The Commission shall set a date for choice of CEP. Customers not choosing another provider shall default to the LDU. After that date, customers may switch provider. A switching fee may be charged for customers who switch after a short time from one provider to another. LDUs may recover necessary costs through a service charge. The Commission may set conditions to discourage excessive switching.
TAXATION - This act makes changes to the provisions enacted in Senate Bill 627 from the 1998 legislative session, which required sellers of electricity and gas to be certified by the Commission and to file agreements which the sellers entered into, with either the distributor or political subdivision, for the payment of all gross receipt taxes or franchise fees owed. This act clarifies that the sales at issue will be deemed to be local sales even if title passes outside the state, and that a retail consumer will not be considered a seller. Electric and gas corporations shall file tariffs to comply with the act.
The act also extends the same framework to sales and use tax, requiring sellers of electricity and gas to file, with the Commission, agreements entered into with either the distributor or political subdivision to collect and remit all sales and use taxes. Distributors and political subdivisions are prohibited from providing energy services to any person unless the seller has been certified by the Commission and has filed its agreements.
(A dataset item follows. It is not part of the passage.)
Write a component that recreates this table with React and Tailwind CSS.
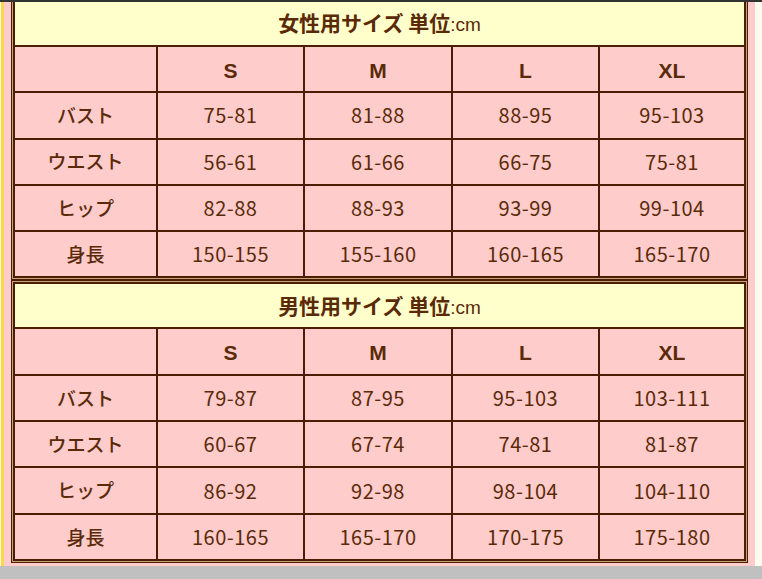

Sellers are required to waive all rights to challenge the validity of any agreement and of any right to a refund. A declaratory judgment action is authorized. Legal action challenging the validity of any agreement suspends that agreement until a final court judgment is made; if a court judgment invalidates the agreement structure, energy services may only be provided upon a showing of public convenience and necessity by the Commission.
This act is similar to SB 476 from 1999.